« Depuis maintenant plusieurs mois nous constatons toutes et tous que le climat politique et social en France, comme partout en Europe et dans le monde est de plus en plus imprégné́ par l’extrême droite et ses idées. Face à ce climat de haine, raciste et attentatoire aux libertés individuelles et collectives, nous appelons à une réaction forte, unitaire et rassembleuse, pour réaffirmer notre combat commun contre l’extrême droite, ses idées, et toutes celles et ceux qui participent à sa propagation. » Ainsi débute l’appel unitaire « pour les libertés et contre les idées d’extrême droite » publié le 4 mai dernier, qui a abouti à l’organisation de la journée de mobilisation du samedi 12 juin.
À « front républicain » renversé
Incapable de gérer la crise sanitaire et ses dramatiques conséquences sociales, force est en effet de constater que le gouvernement a opéré un « tour de vis sécuritaire » supplémentaire en s’en prenant une fois de plus, avec le loi dite « sécurité globale », à nos droits et aux libertés démocratiques, dont la liberté de la presse.
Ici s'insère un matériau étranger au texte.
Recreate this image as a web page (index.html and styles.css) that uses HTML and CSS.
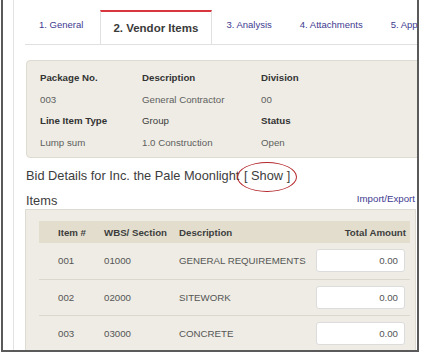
FILE: index.html
```html
<!DOCTYPE html>
<html lang="en">
<head>
    <meta charset="UTF-8">
    <title>Vendor Items</title>
    <link rel="stylesheet" href="styles.css">
</head>
<body>

<div class="frame">
    <div class="page">
        <div class="content">
            <ul class="tabs">
                <li class="tab">1. General</li>
                <li class="tab tab-active">2. Vendor Items</li>
                <li class="tab">3. Analysis</li>
                <li class="tab">4. Attachments</li>
                <li class="tab">5. App</li>
            </ul>

            <div class="info-panel">
                <div class="info-label">Package No.</div>
                <div class="info-label">Description</div>
                <div class="info-label">Division</div>
                <div class="info-value">003</div>
                <div class="info-value">General Contractor</div>
                <div class="info-value">00</div>
                <div class="info-label">Line Item Type</div>
                <div class="info-label info-plain">Group</div>
                <div class="info-label">Status</div>
                <div class="info-value">Lump sum</div>
                <div class="info-value">1.0 Construction</div>
                <div class="info-value">Open</div>
            </div>

            <h2 class="bid-title">Bid Details for Inc. the Pale Moonlight <span class="show-link">[ Show ]<span class="circle"></span></span></h2>

            <div class="items-head">
                <h3 class="items-title">Items</h3>
                <a class="import-link">Import/Export</a>
            </div>

            <div class="items-panel">
                <div class="items-row items-header">
                    <div class="col-num">Item #</div>
                    <div>WBS/ Section</div>
                    <div>Description</div>
                    <div class="col-amount">Total Amount</div>
                </div>
                <div class="items-row">
                    <div class="col-num">001</div>
                    <div>01000</div>
                    <div>GENERAL REQUIREMENTS</div>
                    <div><input class="amount-input" type="text" value="0.00"></div>
                </div>
                <div class="items-row">
                    <div class="col-num">002</div>
                    <div>02000</div>
                    <div>SITEWORK</div>
                    <div><input class="amount-input" type="text" value="0.00"></div>
                </div>
                <div class="items-row">
                    <div class="col-num">003</div>
                    <div>03000</div>
                    <div>CONCRETE</div>
                    <div><input class="amount-input" type="text" value="0.00"></div>
                </div>
            </div>
        </div>
    </div>
</div>

</body>
</html>
```

FILE: styles.css
```css
body {
    margin: 0;
    font-family: 'Liberation Sans', Arial, sans-serif;
    background-color: white;
}
.frame {
    margin-left: 1px;
    width: 418px;
    height: 352px;
    box-sizing: border-box;
    border: 2px solid #5a5a5a;
    border-top: none;
    overflow: hidden;
}
.page {
    margin-left: 10px;
    height: 100%;
    border-left: 1px solid #e2e2e2;
    padding-left: 12px;
    padding-top: 10px;
    box-sizing: border-box;
}
.content {
    width: 390px;
}
.tabs {
    list-style: none;
    margin: 0 0 0 -1px;
    padding: 0;
    display: flex;
    height: 34px;
    width: 420px;
    border-bottom: 1px solid #e0e0e0;
    white-space: nowrap;
}
.tab {
    padding: 8px 14px 0 14px;
    line-height: 14px;
    font-size: 9.5px;
    color: #3d3a8f;
}
.tab-active {
    margin-left: 3px;
    padding: 0 13px 0 12px;
    height: 34px;
    line-height: 32px;
    box-sizing: border-box;
    border-top: 2px solid #d9363e;
    border-left: 1px solid #e0e0e0;
    border-right: 1px solid #e0e0e0;
    background-color: white;
    font-size: 11.5px;
    font-weight: bold;
    color: #3a3a3a;
}
.info-panel {
    margin-top: 15px;
    width: 420px;
    background-color: #eeece4;
    border: 1px solid #dedbd2;
    border-radius: 4px;
    padding: 6px 0 4px 13px;
    display: grid;
    grid-template-columns: 102px 119px 1fr;
    grid-auto-rows: 21.5px;
    align-items: center;
    font-size: 9.7px;
}
.info-label {
    font-weight: bold;
    color: #333;
}
.info-plain {
    font-weight: normal;
    color: #3a3a3a;
}
.info-value {
    color: #5e5e5e;
}
.bid-title {
    margin: 9px 0 0 0;
    font-size: 12.8px;
    line-height: 18px;
    font-weight: normal;
    color: #3d3d3d;
}
.show-link {
    position: relative;
    margin-left: 1px;
}
.circle {
    position: absolute;
    left: -7px;
    top: -6px;
    width: 60px;
    height: 30px;
    box-sizing: border-box;
    border: 1.5px solid #b3262b;
    border-radius: 50%;
}
.items-head {
    margin-top: 8px;
    height: 16px;
    display: flex;
    justify-content: space-between;
    align-items: flex-start;
}
.items-title {
    margin: 0;
    font-size: 12.8px;
    line-height: 16px;
    font-weight: normal;
    color: #3d3d3d;
}
.import-link {
    font-size: 9.7px;
    line-height: 12px;
    color: #3d3a8f;
    margin-right: 1px;
}
.items-panel {
    margin-left: -1px;
    background-color: #eeece4;
    border: 1px solid #dedbd2;
    border-bottom: none;
    padding: 11px 5px 0 13px;
}
.items-row {
    display: grid;
    grid-template-columns: 65px 75px 137px 1fr;
    align-items: center;
    height: 36.5px;
    box-sizing: border-box;
    border-bottom: 1px solid #dcd8cd;
    font-size: 9.7px;
    color: #555;
}
.items-header {
    height: 22px;
    border-bottom: none;
    background-color: #e2ddcd;
    font-weight: bold;
    color: #3d3d3d;
}
.col-num {
    padding-left: 19px;
}
.col-amount {
    text-align: right;
    padding-right: 4px;
}
.amount-input {
    display: block;
    width: 89px;
    height: 23px;
    box-sizing: border-box;
    border: 1px solid #dcdcdc;
    border-radius: 3px;
    background-color: white;
    text-align: right;
    padding: 0 6px;
    font-family: 'Liberation Sans', Arial, sans-serif;
    font-size: 9.7px;
    color: #555;
}
```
La loi dite « séparatisme » (rebaptisée « consolidant les principes républicains ») et le déchaînement de violences policières racistes contre les migrantEs et dans les quartiers populaires participent de la même tendance : le renforcement du cours autoritaire-raciste de la Macronie, qui ne se contente pas d’emprunter sa rhétorique à l’extrême droite mais met en œuvre des pans entiers de sa politique.
On le sait, la Macronie est en campagne pour 2022 et a décidé de se placer dans un tête-à-tête avec le Rassemblement national. Pour ce faire, députés et ministres LREM n’hésitent pas à reprendre à leur compte les thématiques de l’extrême droite, quitte à dénoncer, comme Gérald Darmanin, la « mollesse » de Marine Le Pen. Et c’est ainsi que se produit une reconfiguration du débat public et du champ politique, dont on mesure chaque jour la dangerosité, par laquelle, malgré les joutes médiatiques et les différences politiques, une nouvelle forme de « front républicain » semble se constituer. Un front renversé, pourrait-on dire, puisque l’on est passé en 20 ans du « front républicain » contre Le Pen (père) lors de la présidentielle de 2002 à un « front républicain » avec Le Pen (fille) contre les « séparatistes », « racialistes », « islamo-gauchistes » et autres ennemiEs de leur « république » raciste, autoritaire et antisociale.
Face à cette dangereuse reconfiguration, dont l’extrême droite est en réalité la principale bénéficiaire, il n’est certes pas trop tard, mais il y a urgence : à ne rien céder face à la déferlante en cours, à construire les nécessaires digues avec toutes celles et tous ceux qui ne se résignent pas face à la perspective du pire, à faire vivre les solidarités et la perspective d’un autre monde face au désastre en cours.